Data rows:

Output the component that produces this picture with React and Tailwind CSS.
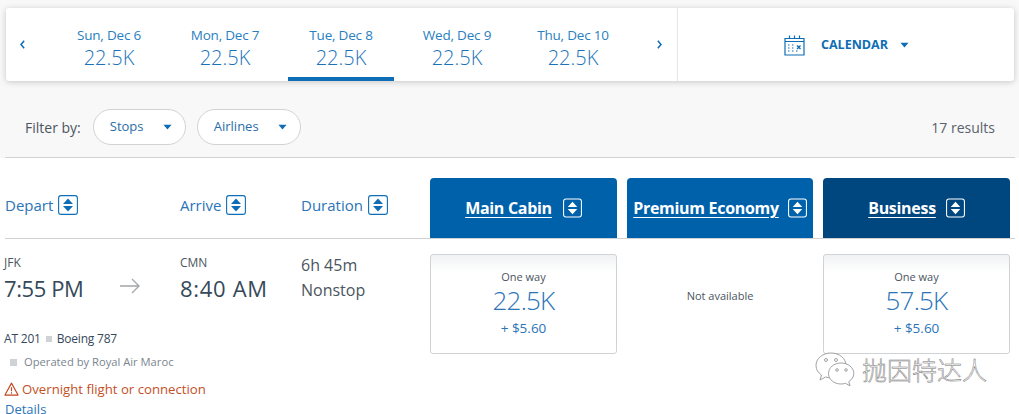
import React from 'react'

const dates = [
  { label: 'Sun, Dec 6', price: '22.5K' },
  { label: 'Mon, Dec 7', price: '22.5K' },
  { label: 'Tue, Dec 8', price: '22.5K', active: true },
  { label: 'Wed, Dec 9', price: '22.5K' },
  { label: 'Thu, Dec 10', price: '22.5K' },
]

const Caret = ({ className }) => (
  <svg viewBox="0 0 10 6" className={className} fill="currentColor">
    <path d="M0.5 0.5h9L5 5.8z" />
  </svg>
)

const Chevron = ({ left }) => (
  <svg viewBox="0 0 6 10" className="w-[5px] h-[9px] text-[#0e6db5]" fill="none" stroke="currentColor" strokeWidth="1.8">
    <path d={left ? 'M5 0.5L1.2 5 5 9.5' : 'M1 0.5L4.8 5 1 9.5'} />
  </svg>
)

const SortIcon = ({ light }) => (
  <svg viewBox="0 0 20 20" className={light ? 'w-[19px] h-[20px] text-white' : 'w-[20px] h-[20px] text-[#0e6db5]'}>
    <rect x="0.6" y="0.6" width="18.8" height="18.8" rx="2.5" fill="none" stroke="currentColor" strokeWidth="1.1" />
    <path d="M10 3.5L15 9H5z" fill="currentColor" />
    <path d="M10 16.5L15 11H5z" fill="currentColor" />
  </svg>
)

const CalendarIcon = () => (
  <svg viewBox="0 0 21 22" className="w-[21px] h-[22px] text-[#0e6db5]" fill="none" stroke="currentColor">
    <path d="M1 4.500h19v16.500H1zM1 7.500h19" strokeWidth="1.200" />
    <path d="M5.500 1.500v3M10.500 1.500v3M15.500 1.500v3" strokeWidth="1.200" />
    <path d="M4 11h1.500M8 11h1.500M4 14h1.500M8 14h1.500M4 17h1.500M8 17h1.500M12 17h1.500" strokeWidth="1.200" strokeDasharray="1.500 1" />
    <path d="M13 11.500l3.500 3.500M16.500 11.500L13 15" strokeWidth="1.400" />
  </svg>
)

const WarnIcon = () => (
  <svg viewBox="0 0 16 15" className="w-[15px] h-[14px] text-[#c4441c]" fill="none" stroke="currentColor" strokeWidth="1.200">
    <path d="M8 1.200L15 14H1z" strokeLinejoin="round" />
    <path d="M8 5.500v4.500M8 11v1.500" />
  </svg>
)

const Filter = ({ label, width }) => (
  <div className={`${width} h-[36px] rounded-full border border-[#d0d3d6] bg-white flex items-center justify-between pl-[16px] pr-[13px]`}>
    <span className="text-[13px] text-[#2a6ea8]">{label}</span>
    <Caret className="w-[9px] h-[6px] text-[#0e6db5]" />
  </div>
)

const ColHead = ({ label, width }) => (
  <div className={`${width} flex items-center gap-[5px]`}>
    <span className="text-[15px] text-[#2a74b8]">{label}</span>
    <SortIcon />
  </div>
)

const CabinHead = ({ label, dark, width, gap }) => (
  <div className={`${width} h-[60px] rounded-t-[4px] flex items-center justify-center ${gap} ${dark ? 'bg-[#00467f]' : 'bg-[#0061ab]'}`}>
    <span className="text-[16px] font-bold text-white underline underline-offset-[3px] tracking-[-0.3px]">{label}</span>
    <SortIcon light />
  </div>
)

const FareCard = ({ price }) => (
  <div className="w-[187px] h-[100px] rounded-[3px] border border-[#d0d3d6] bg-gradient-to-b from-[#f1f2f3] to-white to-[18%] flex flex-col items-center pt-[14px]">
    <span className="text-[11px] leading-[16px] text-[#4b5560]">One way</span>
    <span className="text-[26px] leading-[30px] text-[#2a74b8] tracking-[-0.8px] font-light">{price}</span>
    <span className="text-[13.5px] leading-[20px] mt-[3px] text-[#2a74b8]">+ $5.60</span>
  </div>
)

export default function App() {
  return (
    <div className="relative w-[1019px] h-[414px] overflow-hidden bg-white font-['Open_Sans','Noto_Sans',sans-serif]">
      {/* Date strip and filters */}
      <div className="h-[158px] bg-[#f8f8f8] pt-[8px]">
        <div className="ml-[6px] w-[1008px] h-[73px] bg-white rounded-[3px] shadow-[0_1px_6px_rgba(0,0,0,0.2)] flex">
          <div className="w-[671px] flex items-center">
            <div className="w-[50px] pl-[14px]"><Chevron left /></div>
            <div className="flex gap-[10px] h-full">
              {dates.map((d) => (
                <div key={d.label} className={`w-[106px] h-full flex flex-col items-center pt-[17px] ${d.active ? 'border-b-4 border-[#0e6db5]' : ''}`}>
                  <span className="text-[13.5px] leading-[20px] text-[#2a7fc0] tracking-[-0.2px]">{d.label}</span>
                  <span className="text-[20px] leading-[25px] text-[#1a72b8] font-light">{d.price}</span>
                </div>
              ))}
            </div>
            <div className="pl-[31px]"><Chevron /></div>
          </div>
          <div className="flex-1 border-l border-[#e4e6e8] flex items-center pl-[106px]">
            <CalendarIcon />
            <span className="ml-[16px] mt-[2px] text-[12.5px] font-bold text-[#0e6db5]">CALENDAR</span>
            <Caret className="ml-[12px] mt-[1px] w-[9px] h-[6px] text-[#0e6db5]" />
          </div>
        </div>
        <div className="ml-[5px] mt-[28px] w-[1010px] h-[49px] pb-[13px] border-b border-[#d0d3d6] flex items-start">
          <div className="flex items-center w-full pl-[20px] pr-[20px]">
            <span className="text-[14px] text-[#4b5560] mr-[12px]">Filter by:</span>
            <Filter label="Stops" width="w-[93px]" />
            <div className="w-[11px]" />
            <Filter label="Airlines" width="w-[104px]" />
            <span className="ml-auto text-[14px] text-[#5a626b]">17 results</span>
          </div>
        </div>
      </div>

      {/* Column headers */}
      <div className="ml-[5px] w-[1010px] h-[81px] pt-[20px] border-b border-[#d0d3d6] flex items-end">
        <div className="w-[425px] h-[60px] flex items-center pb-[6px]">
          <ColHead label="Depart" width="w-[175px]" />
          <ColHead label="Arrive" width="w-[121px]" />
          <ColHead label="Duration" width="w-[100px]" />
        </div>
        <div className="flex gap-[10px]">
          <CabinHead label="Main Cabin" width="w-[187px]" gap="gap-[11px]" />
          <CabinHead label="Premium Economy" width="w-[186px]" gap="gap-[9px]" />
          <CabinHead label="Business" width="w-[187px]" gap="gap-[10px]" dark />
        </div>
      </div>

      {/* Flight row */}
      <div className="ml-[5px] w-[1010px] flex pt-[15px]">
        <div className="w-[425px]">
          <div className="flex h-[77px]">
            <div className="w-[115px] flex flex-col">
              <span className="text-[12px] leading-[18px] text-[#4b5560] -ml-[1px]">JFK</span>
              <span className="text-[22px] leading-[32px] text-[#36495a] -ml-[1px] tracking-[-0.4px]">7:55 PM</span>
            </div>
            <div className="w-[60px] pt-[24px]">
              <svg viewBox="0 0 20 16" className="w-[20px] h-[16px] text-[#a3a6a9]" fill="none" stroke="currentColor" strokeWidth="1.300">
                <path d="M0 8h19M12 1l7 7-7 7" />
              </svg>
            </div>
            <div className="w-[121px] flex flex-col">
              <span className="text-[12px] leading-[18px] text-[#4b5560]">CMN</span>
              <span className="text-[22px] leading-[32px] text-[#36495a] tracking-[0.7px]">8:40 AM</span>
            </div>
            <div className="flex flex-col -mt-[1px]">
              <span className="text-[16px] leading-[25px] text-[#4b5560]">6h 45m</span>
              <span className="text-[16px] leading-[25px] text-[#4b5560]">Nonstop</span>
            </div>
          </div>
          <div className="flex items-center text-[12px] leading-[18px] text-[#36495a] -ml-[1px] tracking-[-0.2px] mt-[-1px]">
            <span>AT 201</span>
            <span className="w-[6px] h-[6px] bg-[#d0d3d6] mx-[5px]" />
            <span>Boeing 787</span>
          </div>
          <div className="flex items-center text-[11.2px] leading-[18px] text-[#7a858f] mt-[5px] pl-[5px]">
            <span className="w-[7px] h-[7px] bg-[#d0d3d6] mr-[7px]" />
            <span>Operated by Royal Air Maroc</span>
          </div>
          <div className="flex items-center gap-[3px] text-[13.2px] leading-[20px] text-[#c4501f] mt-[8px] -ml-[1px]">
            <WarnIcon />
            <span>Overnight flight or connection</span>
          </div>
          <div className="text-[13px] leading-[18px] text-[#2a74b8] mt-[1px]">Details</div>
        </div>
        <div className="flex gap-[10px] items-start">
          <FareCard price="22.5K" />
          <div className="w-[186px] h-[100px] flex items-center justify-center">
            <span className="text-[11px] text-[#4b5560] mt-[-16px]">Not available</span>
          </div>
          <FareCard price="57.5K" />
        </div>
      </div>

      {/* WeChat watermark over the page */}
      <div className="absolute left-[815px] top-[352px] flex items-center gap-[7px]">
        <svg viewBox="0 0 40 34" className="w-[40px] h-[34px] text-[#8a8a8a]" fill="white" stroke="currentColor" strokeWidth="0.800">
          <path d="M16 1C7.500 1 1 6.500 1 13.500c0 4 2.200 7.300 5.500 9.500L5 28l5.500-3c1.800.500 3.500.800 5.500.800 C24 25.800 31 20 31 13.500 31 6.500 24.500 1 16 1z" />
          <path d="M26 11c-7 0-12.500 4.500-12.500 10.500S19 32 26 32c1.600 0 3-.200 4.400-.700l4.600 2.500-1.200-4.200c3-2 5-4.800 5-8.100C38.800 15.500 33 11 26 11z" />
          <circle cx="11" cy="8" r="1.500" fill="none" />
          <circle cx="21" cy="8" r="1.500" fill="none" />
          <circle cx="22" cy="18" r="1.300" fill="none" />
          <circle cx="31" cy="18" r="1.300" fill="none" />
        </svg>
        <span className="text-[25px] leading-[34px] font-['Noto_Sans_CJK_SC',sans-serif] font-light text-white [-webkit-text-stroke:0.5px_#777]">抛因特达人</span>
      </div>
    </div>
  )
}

...

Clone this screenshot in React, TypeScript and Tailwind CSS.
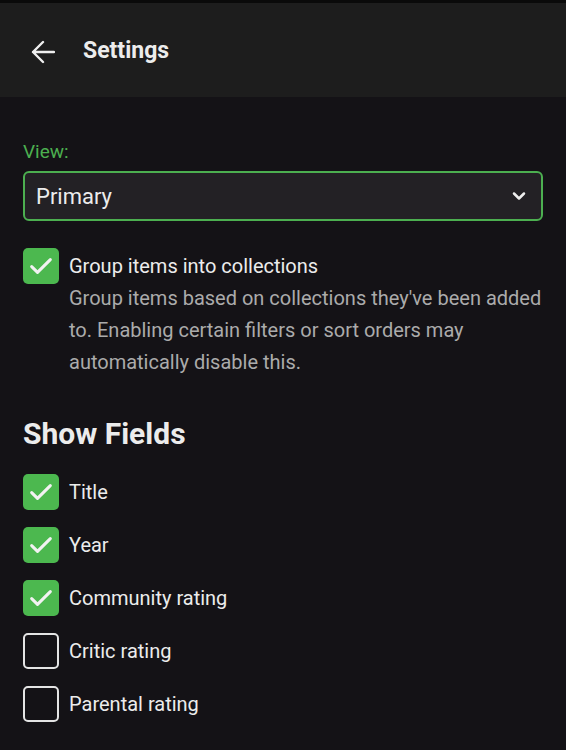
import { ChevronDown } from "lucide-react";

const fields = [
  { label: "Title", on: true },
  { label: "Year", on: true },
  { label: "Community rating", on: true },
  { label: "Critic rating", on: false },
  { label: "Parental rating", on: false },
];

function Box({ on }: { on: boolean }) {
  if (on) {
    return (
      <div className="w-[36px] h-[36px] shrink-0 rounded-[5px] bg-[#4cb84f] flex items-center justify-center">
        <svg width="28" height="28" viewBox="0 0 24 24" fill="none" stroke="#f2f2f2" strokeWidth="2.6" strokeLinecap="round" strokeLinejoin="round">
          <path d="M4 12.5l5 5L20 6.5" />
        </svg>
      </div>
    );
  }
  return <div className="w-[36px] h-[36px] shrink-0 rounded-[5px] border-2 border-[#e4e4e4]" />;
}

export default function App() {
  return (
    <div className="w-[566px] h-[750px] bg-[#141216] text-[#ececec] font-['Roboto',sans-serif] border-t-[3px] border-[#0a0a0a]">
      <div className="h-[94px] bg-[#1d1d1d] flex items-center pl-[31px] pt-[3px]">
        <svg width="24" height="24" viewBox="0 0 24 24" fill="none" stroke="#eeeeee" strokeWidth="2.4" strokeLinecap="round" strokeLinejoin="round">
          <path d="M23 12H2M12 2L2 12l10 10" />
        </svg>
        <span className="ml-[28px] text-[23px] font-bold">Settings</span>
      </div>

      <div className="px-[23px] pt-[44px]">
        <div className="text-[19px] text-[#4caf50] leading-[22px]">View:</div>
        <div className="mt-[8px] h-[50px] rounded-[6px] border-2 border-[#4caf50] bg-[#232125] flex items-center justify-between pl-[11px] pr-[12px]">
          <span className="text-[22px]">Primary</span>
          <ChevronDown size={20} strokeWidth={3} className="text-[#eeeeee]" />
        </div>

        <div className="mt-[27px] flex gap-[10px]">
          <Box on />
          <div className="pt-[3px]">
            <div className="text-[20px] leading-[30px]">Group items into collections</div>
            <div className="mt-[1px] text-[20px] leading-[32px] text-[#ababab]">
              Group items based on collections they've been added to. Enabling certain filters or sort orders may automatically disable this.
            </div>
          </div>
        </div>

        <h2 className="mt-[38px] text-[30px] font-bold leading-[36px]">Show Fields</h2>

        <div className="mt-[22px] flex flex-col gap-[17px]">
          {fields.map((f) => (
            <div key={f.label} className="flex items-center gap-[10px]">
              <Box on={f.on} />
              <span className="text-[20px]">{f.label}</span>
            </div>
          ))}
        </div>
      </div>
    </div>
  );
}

Task details:
From the records above, work out how many lines contain the string "Tailwind". Give only the number.

Exercise answer:
2